--- Dataset excerpt ---

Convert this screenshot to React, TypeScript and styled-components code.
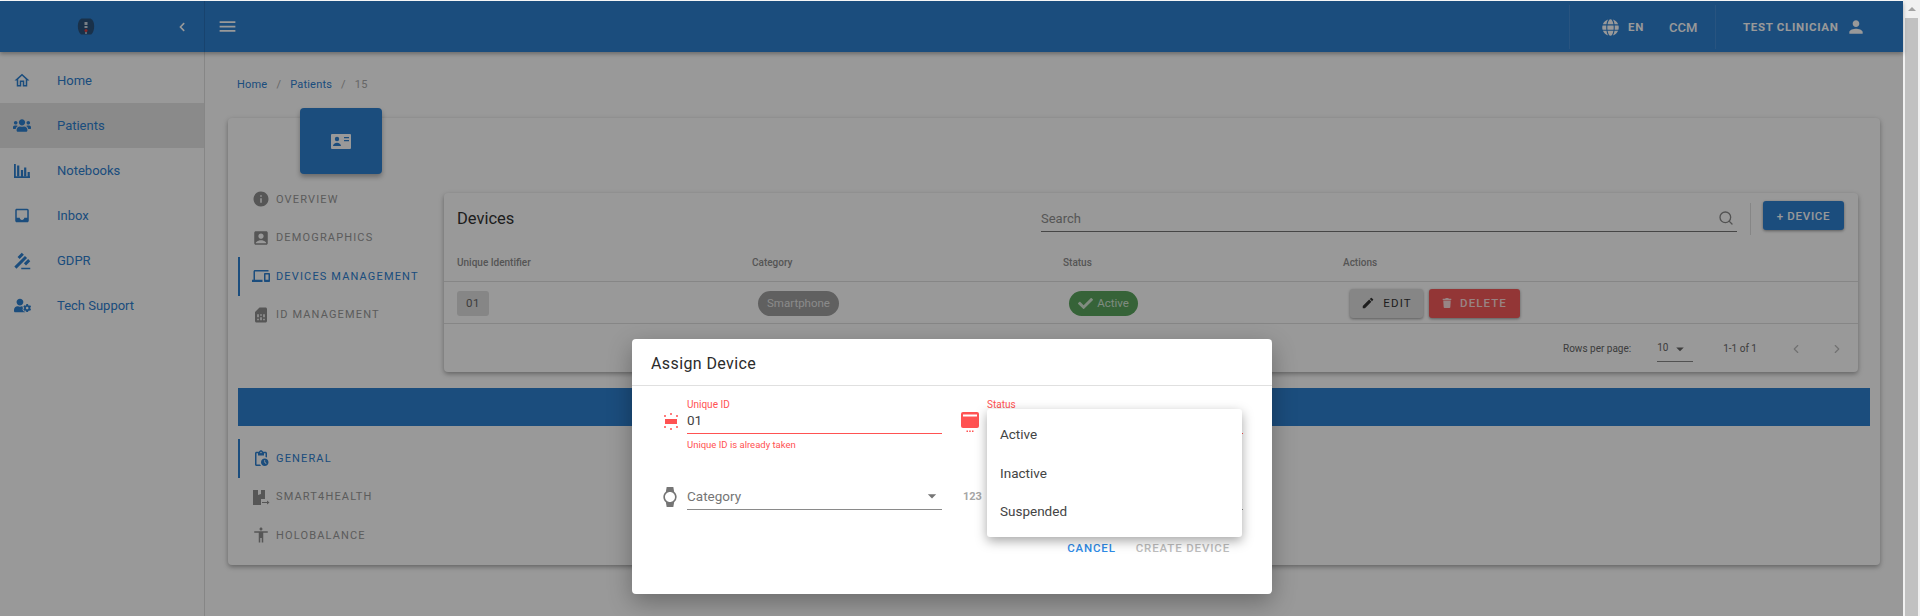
import React from "react";
import styled, { createGlobalStyle } from "styled-components";
import {
  MdMenu, MdPerson, MdOutlineHome, MdInbox, MdGavel, MdInfo, MdAccountBox,
  MdDevices, MdSimCard, MdOutlinePendingActions, MdAccessibility, MdWatch, MdEdit, MdArrowDropDown,
} from "react-icons/md";
import { FaGlobe, FaUsers, FaUserCog, FaTrash, FaCheck, FaChevronLeft } from "react-icons/fa";
import { FiChevronLeft, FiChevronRight, FiSearch } from "react-icons/fi";

const BLUE = "#2e80d1";

const Global = createGlobalStyle`
  html, body { margin: 0; padding: 0; height: 616px; overflow: hidden; background: #fff; }
  body { font-family: Roboto, "Liberation Sans", sans-serif; }
  * { box-sizing: border-box; }
`;

const Screen = styled.div`
  display: flex;
  width: 1920px;
  height: 616px;
  position: relative;
  overflow: hidden;
`;
const Viewport = styled.div`
  width: 1903px;
  height: 616px;
  position: relative;
  padding-top: 1px;
  background: #fff;
  display: flex;
  flex-direction: column;
`;
const ScrollTrack = styled.div`
  width: 17px;
  background: #f1f1f1;
  display: flex;
  flex-direction: column;
  align-items: center;
`;
const ScrollUp = styled.div`
  width: 17px;
  height: 18px;
  display: flex;
  align-items: center;
  justify-content: center;
  &::before {
    content: "";
    border-left: 4px solid transparent;
    border-right: 4px solid transparent;
    border-bottom: 4px solid #a3a3a3;
  }
`;
const ScrollThumb = styled.div`
  width: 13px;
  flex: 1;
  background: #c1c1c1;
`;

const TopBar = styled.header`
  height: 51px;
  background: ${BLUE};
  display: flex;
  align-items: stretch;
  padding-right: 27px;
  box-shadow: 0 2px 4px rgba(0, 0, 0, 0.3);
  position: relative;
  z-index: 1;
  flex: none;
`;
const Brand = styled.div`
  width: 205px;
  border-right: 1px solid rgba(0, 0, 0, 0.12);
  display: flex;
  align-items: center;
  padding-left: 77px;
  padding-right: 17px;
  justify-content: space-between;
  color: #fff;
`;
const MenuBtn = styled.div`
  display: flex;
  align-items: center;
  padding-left: 12px;
  color: #fff;
  flex: 1;
`;
const TopSection = styled.div<{ $w: number }>`
  width: ${(p) => p.$w}px;
  margin: 4px 0 3px;
  border-left: 1px solid rgba(255, 255, 255, 0.1);
  display: flex;
  align-items: center;
  color: #fff;
  font-size: 11.5px;
  font-weight: 700;
  letter-spacing: 0.7px;
`;
const LangGroup = styled.div`
  display: flex;
  align-items: center;
  gap: 9px;
  margin-left: 32px;
`;
const CcmLabel = styled.span`
  margin-left: 25px;
  font-size: 13px;
  letter-spacing: 0;
  font-weight: 500;
`;
const UserGroup = styled.div`
  display: flex;
  align-items: center;
  gap: 7px;
  margin-left: 27px;
`;

const Body = styled.div`
  display: flex;
  flex: 1;
  min-height: 0;
`;
const Sidebar = styled.nav`
  width: 205px;
  flex: none;
  border-right: 1px solid rgba(0, 0, 0, 0.12);
  padding-top: 6px;
`;
const SideItem = styled.div<{ $active?: boolean }>`
  height: 45px;
  display: flex;
  align-items: center;
  padding-left: 13px;
  gap: 19px;
  color: ${BLUE};
  font-size: 13px;
  background: ${(p) => (p.$active ? "#e6e6e6" : "transparent")};
`;
const SideIcon = styled.span`
  width: 18px;
  height: 18px;
  display: flex;
  align-items: center;
  justify-content: center;
  flex: none;
  margin-right: 7px;
`;
const GavelIcon = styled(MdGavel)`
  transform: scaleX(-1);
`;
const Main = styled.main`
  flex: 1;
  padding: 0 23px;
  min-width: 0;
`;
const Crumbs = styled.div`
  display: flex;
  height: 66px;
  align-items: center;
  padding: 0 0 2px 9px;
  font-size: 11px;
  letter-spacing: 0.2px;
  gap: 9px;
  color: ${BLUE};
`;
const CrumbMuted = styled.span`
  color: #aaa;
`;
const Card = styled.section`
  display: flow-root;
  background: #fff;
  border-radius: 4px;
  box-shadow: 0 2px 5px rgba(0, 0, 0, 0.35);
  padding: 0 10px 12px;
  height: 447px;
`;
const Tile = styled.div`
  width: 82px;
  height: 66px;
  margin: -10px 0 0 62px;
  background: ${BLUE};
  border-radius: 4px;
  box-shadow: 0 3px 5px rgba(0, 0, 0, 0.3);
  display: flex;
  align-items: center;
  justify-content: center;
`;
const Split = styled.div`
  display: flex;
  margin-top: 6px;
  height: 192px;
`;
const TabCol = styled.div`
  width: 206px;
  flex: none;
`;
const Tab = styled.div<{ $active?: boolean }>`
  height: 38.5px;
  display: flex;
  align-items: center;
  border-left: 2px solid ${(p) => (p.$active ? BLUE : "transparent")};
  padding-left: 12px;
  gap: 6px;
  font-size: 11px;
  font-weight: 400;
  letter-spacing: 1.15px;
  color: ${(p) => (p.$active ? BLUE : "#999")};
`;
const TabIcon = styled.span<{ $active?: boolean }>`
  width: 18px;
  height: 18px;
  font-size: 18px;
  display: flex;
  align-items: center;
  justify-content: center;
  flex: none;
  color: ${(p) => (p.$active ? BLUE : "#8f8f8f")};
`;
const Panel = styled.div`
  width: 1414px;
  margin-top: 13px;
  height: 179px;
  background: #fff;
  border-radius: 4px;
  box-shadow: 0 2px 5px rgba(0, 0, 0, 0.35);
`;
const PanelBar = styled.div`
  height: 52px;
  display: flex;
  align-items: flex-start;
  padding-left: 13px;
`;
const PanelTitle = styled.div`
  width: 584px;
  font-size: 16.5px;
  color: #333;
  padding-top: 16px;
`;
const SearchBox = styled.div`
  width: 696px;
  height: 31px;
  margin-top: 8px;
  border-bottom: 1px solid #757575;
  display: flex;
  align-items: center;
  justify-content: space-between;
  font-size: 13px;
  color: #8f8f8f;
  padding-top: 4px;
  padding-right: 3px;
`;
const SearchIcon = styled(FiSearch)`
  color: #8a8a8a;
`;
const VRule = styled.div`
  width: 1px;
  height: 32px;
  background: #e0e0e0;
  margin: 10px 12px 0 13px;
`;
const AddBtn = styled.div`
  width: 81px;
  height: 29px;
  margin-top: 8px;
  background: ${BLUE};
  color: #fff;
  border-radius: 3px;
  box-shadow: 0 1px 3px rgba(0, 0, 0, 0.4);
  font-size: 11.5px;
  font-weight: 500;
  letter-spacing: 0.7px;
  display: flex;
  align-items: center;
  justify-content: center;
`;
const Row = styled.div<{ $h: number; $pt?: number; $pb?: number }>`
  height: ${(p) => p.$h}px;
  padding-top: ${(p) => p.$pt ?? 0}px;
  padding-bottom: ${(p) => p.$pb ?? 0}px;
  display: grid;
  grid-template-columns: 295px 311px 280px 1fr;
  align-items: center;
  padding-left: 13px;
  border-bottom: 1px solid #e0e0e0;
`;
const HeadCell = styled.div`
  font-size: 10px;
  font-weight: 500;
  color: #8e8e8e;
`;
const IdChip = styled.div`
  width: 32px;
  height: 25px;
  background: #e0e0e0;
  border-radius: 3px;
  color: #666;
  font-size: 11.5px;
  display: flex;
  align-items: center;
  justify-content: center;
  letter-spacing: 0.5px;
`;
const Pill = styled.div<{ $bg: string; $w: number }>`
  width: ${(p) => p.$w}px;
  height: 25px;
  margin-left: 6px;
  border-radius: 13px;
  background: ${(p) => p.$bg};
  color: rgba(255, 255, 255, 0.75);
  font-size: 11.5px;
  display: flex;
  align-items: center;
  justify-content: center;
  gap: 4px;
`;
const Actions = styled.div`
  display: flex;
  gap: 6px;
  margin-left: 7px;
`;
const ActionBtn = styled.div<{ $bg: string; $fg: string; $w: number; $weight?: number }>`
  width: ${(p) => p.$w}px;
  height: 29px;
  border-radius: 3px;
  background: ${(p) => p.$bg};
  color: ${(p) => p.$fg};
  box-shadow: 0 1px 3px rgba(0, 0, 0, 0.4);
  font-size: 11.5px;
  font-weight: ${(p) => p.$weight ?? 400};
  letter-spacing: 1.1px;
  display: flex;
  align-items: center;
  justify-content: center;
  gap: 8px;
`;
const Pager = styled.div`
  height: 47px;
  display: flex;
  align-items: center;
  padding-left: 1119px;
  padding-top: 2px;
  font-size: 10px;
  color: #666;
  position: relative;
`;
const PageSize = styled.div`
  margin-left: 26px;
  width: 36px;
  height: 26px;
  padding-top: 6px;
  border-bottom: 1px solid #888;
  display: flex;
  gap: 3px;
  align-items: flex-start;
`;
const SizeCaret = styled(MdArrowDropDown)`
  margin-top: -2px;
`;
const PageRange = styled.span`
  margin-left: 30px;
`;
const PageArrow = styled.span<{ $gap: number }>`
  margin-left: ${(p) => p.$gap}px;
  display: flex;
  color: #bdbdbd;
`;
const Band = styled.div`
  height: 38px;
  margin-top: 16px;
  background: ${BLUE};
`;
const BottomTabs = styled.div`
  padding-top: 13px;
`;

const Backdrop = styled.div`
  position: absolute;
  inset: 1px 0 0 0;
  z-index: 5;
  background: rgba(0, 0, 0, 0.4);
`;
const Dialog = styled.div`
  position: absolute;
  z-index: 6;
  left: 632px;
  top: 339px;
  width: 640px;
  height: 255px;
  background: #fff;
  border-radius: 4px;
  box-shadow: 0 8px 24px rgba(0, 0, 0, 0.3);
`;
const DialogTitle = styled.div`
  height: 47px;
  border-bottom: 1px solid #e0e0e0;
  padding: 2px 19px 0;
  display: flex;
  align-items: center;
  font-size: 16px;
  font-weight: 400;
  letter-spacing: 0.4px;
  color: #2b2b2b;
`;
const FormGrid = styled.div`
  display: grid;
  grid-template-columns: 255px 256px;
  column-gap: 45px;
  padding: 12px 0 0 55px;
`;
const Field = styled.div<{ $h: number }>`
  position: relative;
  height: ${(p) => p.$h}px;
`;
const FieldIcon = styled.span<{ $top: number; $left: number; $color?: string }>`
  position: absolute;
  left: ${(p) => p.$left}px;
  top: ${(p) => p.$top}px;
  color: ${(p) => p.$color || "#757575"};
  display: flex;
`;
const DigitsIcon = styled(FieldIcon)`
  font-size: 11px;
  font-weight: 700;
  color: #a6a6a6;
`;
const FieldLabel = styled.div`
  height: 13px;
  font-size: 10px;
  line-height: 13px;
  color: #ff5252;
`;
const FieldValue = styled.div<{ $error?: boolean; $muted?: boolean }>`
  height: 23px;
  border-bottom: 1px solid ${(p) => (p.$error ? "#ff5252" : "#8a8a8a")};
  font-size: 13.5px;
  color: ${(p) => (p.$muted ? "#757575" : "#444")};
  display: flex;
  align-items: center;
  justify-content: space-between;
  padding-bottom: 4px;
`;
const FieldError = styled.div`
  font-size: 9.5px;
  color: #ff5252;
  margin-top: 5px;
`;
const DialogActions = styled.div`
  position: absolute;
  right: 42px;
  top: 202px;
  display: flex;
  gap: 20px;
  font-size: 11.5px;
  font-weight: 500;
  letter-spacing: 0.85px;
`;
const ActionLink = styled.span<{ $on?: boolean }>`
  color: ${(p) => (p.$on ? "#2f8be6" : "#bdbdbd")};
`;
const Menu = styled.div`
  position: absolute;
  z-index: 7;
  left: 987px;
  top: 409px;
  width: 255px;
  height: 128px;
  padding-top: 6px;
  background: #fff;
  border-radius: 3px;
  box-shadow: 0 4px 12px rgba(0, 0, 0, 0.35);
`;
const MenuItem = styled.div`
  height: 38.5px;
  display: flex;
  align-items: center;
  padding-left: 13px;
  font-size: 13.5px;
  color: #444;
`;

const Logo = () => (
  <svg width="18" height="17" viewBox="0 0 17 17">
    <path d="M4 .5h9c2 .8 3.700 3.500 3.700 7.500s-1 6.500-3 8.500H3.500c-2-2-3.200-4.500-3.200-8.500S2 1.300 4 .5z" fill="#2a527c" />
    <path d="M7 4h3v3H7zM7 8h3v2H7z" fill="#c8d4e0" />
    <circle cx="8.500" cy="12.500" r="1.500" fill="#e04040" />
    <rect x="7.800" y="14" width="1.400" height="2" fill="#c8d4e0" />
  </svg>
);
const IdCardGlyph = () => (
  <svg width="20" height="15" viewBox="0 0 20 15" fill="#fff">
    <path fillRule="evenodd" d="M1 0h18a1 1 0 0 1 1 1v13a1 1 0 0 1-1 1H1a1 1 0 0 1-1-1V1a1 1 0 0 1 1-1zm12 3v1.200h5V3zm0 3v1.200h5V6z" />
    <circle cx="6" cy="5" r="2.200" fill={BLUE} />
    <path d="M2 12c0-2 2-3.300 4-3.300s4 1.300 4 3.300z" fill={BLUE} />
  </svg>
);
const ChartGlyph = () => (
  <svg width="16" height="14" viewBox="0 0 16 14" fill="currentColor">
    <rect x="0" y="0" width="1.800" height="14" />
    <rect x="0" y="12.300" width="16" height="1.700" />
    <rect x="3.100" y="1.500" width="2.200" height="11" />
    <rect x="6.900" y="6" width="2.200" height="7" />
    <rect x="10.100" y="3.500" width="2.200" height="9" />
    <rect x="13.600" y="8" width="2.200" height="5" />
  </svg>
);
const PhoneGlyph = () => (
  <svg width="18" height="18" viewBox="0 0 18 18" fill="currentColor">
    <path d="M1 2h5v5l3-1V2h4v9H9v6H1z" />
    <path d="M10 14h5v-1.500l2.500 2-2.500 2V15h-5z" />
  </svg>
);
const IdMarker = () => (
  <svg width="14" height="18" viewBox="0 0 14 18" fill="currentColor">
    <rect x="1" y="6" width="12" height="5" />
    <g opacity="0.75">
      <rect x="6" y="0" width="2" height="2" />
      <rect x="6" y="15" width="2" height="2" />
      <rect x="0" y="2" width="2" height="2" />
      <rect x="12" y="2" width="2" height="2" />
      <rect x="0" y="13" width="2" height="2" />
      <rect x="12" y="13" width="2" height="2" />
    </g>
  </svg>
);
const StatusMarker = () => (
  <svg width="18" height="21" viewBox="0 0 18 21" fill="currentColor">
    <rect x="0" y="0" width="18" height="16" rx="2" />
    <rect x="2" y="2.500" width="14" height="2" fill="#fff" />
    <rect x="5.500" y="18.500" width="1.500" height="1.500" />
    <rect x="8.200" y="18.500" width="1.500" height="1.500" />
    <rect x="11" y="18.500" width="1.500" height="1.500" />
  </svg>
);

const nav = [
  { label: "Home", icon: <MdOutlineHome size={21} /> },
  { label: "Patients", icon: <FaUsers size={19} />, active: true },
  { label: "Notebooks", icon: <ChartGlyph /> },
  { label: "Inbox", icon: <MdInbox size={19} /> },
  { label: "GDPR", icon: <GavelIcon size={18} /> },
  { label: "Tech Support", icon: <FaUserCog size={17} /> },
];
const topTabs = [
  { label: "OVERVIEW", icon: <MdInfo /> },
  { label: "DEMOGRAPHICS", icon: <MdAccountBox /> },
  { label: "DEVICES MANAGEMENT", icon: <MdDevices size={20} />, active: true },
  { label: "ID MANAGEMENT", icon: <MdSimCard /> },
];
const lowerTabs = [
  { label: "GENERAL", icon: <MdOutlinePendingActions size={19} />, active: true },
  { label: "SMART4HEALTH", icon: <PhoneGlyph /> },
  { label: "HOLOBALANCE", icon: <MdAccessibility /> },
];

export default function App() {
  return (
    <Screen>
      <Global />
      <Viewport>
        <TopBar>
          <Brand>
            <Logo />
            <FaChevronLeft size={10} />
          </Brand>
          <MenuBtn>
            <MdMenu size={21} />
          </MenuBtn>
          <TopSection $w={146}>
            <LangGroup>
              <FaGlobe size={17} />
              <span>EN</span>
            </LangGroup>
            <CcmLabel>CCM</CcmLabel>
          </TopSection>
          <TopSection $w={161}>
            <UserGroup>
              <span>TEST CLINICIAN</span>
              <MdPerson size={20} />
            </UserGroup>
          </TopSection>
        </TopBar>
        <Body>
          <Sidebar>
            {nav.map((n) => (
              <SideItem key={n.label} $active={n.active}>
                <SideIcon>{n.icon}</SideIcon>
                {n.label}
              </SideItem>
            ))}
          </Sidebar>
          <Main>
            <Crumbs>
              <span>Home</span>
              <CrumbMuted>/</CrumbMuted>
              <span>Patients</span>
              <CrumbMuted>/</CrumbMuted>
              <CrumbMuted>15</CrumbMuted>
            </Crumbs>
            <Card>
              <Tile>
                <IdCardGlyph />
              </Tile>
              <Split>
                <TabCol>
                  {topTabs.map((t) => (
                    <Tab key={t.label} $active={t.active}>
                      <TabIcon $active={t.active}>{t.icon}</TabIcon>
                      {t.label}
                    </Tab>
                  ))}
                </TabCol>
                <Panel>
                  <PanelBar>
                    <PanelTitle>Devices</PanelTitle>
                    <SearchBox>
                      <span>Search</span>
                      <SearchIcon size={16} />
                    </SearchBox>
                    <VRule />
                    <AddBtn>+ DEVICE</AddBtn>
                  </PanelBar>
                  <Row $h={37} $pb={2}>
                    <HeadCell>Unique Identifier</HeadCell>
                    <HeadCell>Category</HeadCell>
                    <HeadCell>Status</HeadCell>
                    <HeadCell>Actions</HeadCell>
                  </Row>
                  <Row $h={42} $pt={1}>
                    <IdChip>01</IdChip>
                    <Pill $bg="#a0a0a0" $w={81}>Smartphone</Pill>
                    <Pill $bg="#5aa65e" $w={69}>
                      <FaCheck size={15} />
                      Active
                    </Pill>
                    <Actions>
                      <ActionBtn $bg="#e0e0e0" $fg="#333" $w={73}>
                        <MdEdit size={14} />
                        EDIT
                      </ActionBtn>
                      <ActionBtn $bg="#f65a5a" $fg="rgba(255,255,255,.8)" $w={91} $weight={500}>
                        <FaTrash size={10} />
                        DELETE
                      </ActionBtn>
                    </Actions>
                  </Row>
                  <Pager>
                    <span>Rows per page:</span>
                    <PageSize>
                      10
                      <SizeCaret size={18} />
                    </PageSize>
                    <PageRange>1-1 of 1</PageRange>
                    <PageArrow $gap={32}><FiChevronLeft size={14} /></PageArrow>
                    <PageArrow $gap={27}><FiChevronRight size={14} /></PageArrow>
                  </Pager>
                </Panel>
              </Split>
              <Band />
              <BottomTabs>
                {lowerTabs.map((t) => (
                  <Tab key={t.label} $active={t.active}>
                    <TabIcon $active={t.active}>{t.icon}</TabIcon>
                    {t.label}
                  </Tab>
                ))}
              </BottomTabs>
            </Card>
          </Main>
        </Body>
        <Backdrop />
        <Dialog>
          <DialogTitle>Assign Device</DialogTitle>
          <FormGrid>
            <Field $h={89}>
              <FieldIcon $left={-23} $top={15} $color="#ff5252"><IdMarker /></FieldIcon>
              <FieldLabel>Unique ID</FieldLabel>
              <FieldValue $error>01</FieldValue>
              <FieldError>Unique ID is already taken</FieldError>
            </Field>
            <Field $h={89}>
              <FieldIcon $left={-26} $top={14} $color="#ff5252"><StatusMarker /></FieldIcon>
              <FieldLabel>Status</FieldLabel>
              <FieldValue $error />
            </Field>
            <Field $h={36}>
              <FieldIcon $left={-27} $top={0}><MdWatch size={20} /></FieldIcon>
              <FieldValue $muted>
                Category
                <MdArrowDropDown size={20} />
              </FieldValue>
            </Field>
            <Field $h={36}>
              <DigitsIcon $left={-24} $top={3}>123</DigitsIcon>
              <FieldValue $muted />
            </Field>
          </FormGrid>
          <DialogActions>
            <ActionLink $on>CANCEL</ActionLink>
            <ActionLink>CREATE DEVICE</ActionLink>
          </DialogActions>
        </Dialog>
        <Menu>
          <MenuItem>Active</MenuItem>
          <MenuItem>Inactive</MenuItem>
          <MenuItem>Suspended</MenuItem>
        </Menu>
      </Viewport>
      <ScrollTrack>
        <ScrollUp />
        <ScrollThumb />
      </ScrollTrack>
    </Screen>
  );
}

---

Request
Each line that contains the word "components" counts toward the total; give only that total.

Expected answer
2